# Provided data start

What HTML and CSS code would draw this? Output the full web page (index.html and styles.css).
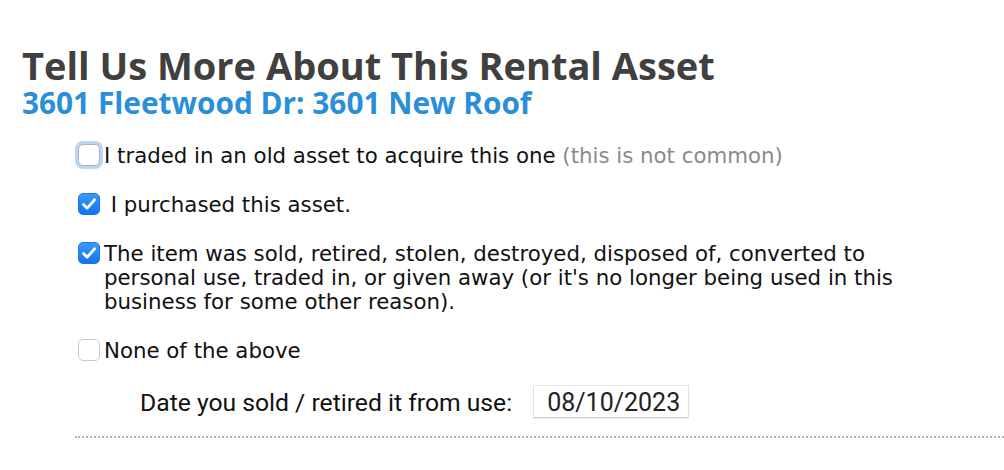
FILE: index.html
```html
<!DOCTYPE html>
<html lang="en">
  <head>
    <meta charset="utf-8" />
    <title>Tell Us More About This Rental Asset</title>
    <link rel="stylesheet" href="styles.css">
  </head>

  <body>
    <div class="page">
      <h1>Tell Us More About This Rental Asset</h1>
      <h2 class="asset-name">3601 Fleetwood Dr: 3601 New Roof</h2>

      <div class="options">
        <label class="option">
          <span class="box focused"></span>
          <span class="option-text">I traded in an old asset to acquire this one <span class="hint">(this is not common)</span></span>
        </label>

        <label class="option">
          <span class="box checked">
            <svg viewBox="0 0 22 22" width="22" height="22"><path d="M5.5 11.5 L9.2 15.2 L16.5 6.8" fill="none" stroke="#fff" stroke-width="2.8" stroke-linecap="round" stroke-linejoin="round"/></svg>
          </span>
          <span class="option-text">&nbsp;I purchased this asset.</span>
        </label>

        <label class="option">
          <span class="box checked">
            <svg viewBox="0 0 22 22" width="22" height="22"><path d="M5.5 11.5 L9.2 15.2 L16.5 6.8" fill="none" stroke="#fff" stroke-width="2.8" stroke-linecap="round" stroke-linejoin="round"/></svg>
          </span>
          <span class="option-text">The item was sold, retired, stolen, destroyed, disposed of, converted to personal use, traded in, or given away (or it's no longer being used in this business for some other reason).</span>
        </label>

        <label class="option">
          <span class="box"></span>
          <span class="option-text">None of the above</span>
        </label>

        <div class="date-row">
          <span class="date-label">Date you sold / retired it from use:</span>
          <span class="date-input">08/10/2023</span>
        </div>

        <div class="divider"></div>
      </div>
    </div>
  </body>
</html>
```

FILE: styles.css
```css
body {
  margin: 0;
  background-color: #fff;
  color: #111;
}

.page {
  padding: 44px 0 0 22px;
}

h1 {
  margin: 0;
  font-family: 'Open Sans', sans-serif;
  font-weight: 700;
  font-size: 38px;
  line-height: 42px;
  color: #404040;
}

.asset-name {
  margin: 0;
  font-family: 'Open Sans', sans-serif;
  font-weight: 700;
  font-size: 29.8px;
  line-height: 34px;
  color: #2a8fd8;
}

.options {
  margin: 24px 0 0 53px;
}

.option {
  display: flex;
  align-items: flex-start;
  width: 850px;
  margin-bottom: 25px;
  font-family: 'DejaVu Sans', sans-serif;
  font-size: 21.3px;
  line-height: 24px;
}

.box {
  flex: none;
  width: 20px;
  height: 20px;
  margin: 0 4px 0 3px;
  border: 1px solid #c9c9c9;
  border-radius: 5px;
  background: #fff;
  position: relative;
}

.box.focused {
  box-shadow: 0 0 0 3px #bcd6f6;
  border-color: #b0b0b0;
}

.box.checked {
  border-color: #1677ea;
  background: linear-gradient(#3d98fb, #0f74f0);
}

.box svg {
  position: absolute;
  left: -1px;
  top: -1px;
}

.hint {
  color: #8a8a8a;
}

.date-row {
  display: flex;
  align-items: baseline;
  margin: -3px 0 0 65px;
}

.date-label {
  font-family: 'Roboto', sans-serif;
  font-size: 24.7px;
  color: #111;
}

.date-input {
  margin-left: 21px;
  padding: 3px 8px 1px 13px;
  border: 1px solid #e2e2e2;
  border-bottom-color: #cfcfcf;
  box-shadow: 0 1px 1px rgba(0,0,0,0.08);
  font-family: 'Roboto', sans-serif;
  font-size: 25px;
  line-height: 27px;
  color: #222;
}

.divider {
  margin-top: 18px;
  border-top: 2px dotted #b4b4b4;
}
```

# Provided data end

Job » Search the data for "index". Copy every matching line.

Output »
What HTML and CSS code would draw this? Output the full web page (index.html and styles.css).
FILE: index.html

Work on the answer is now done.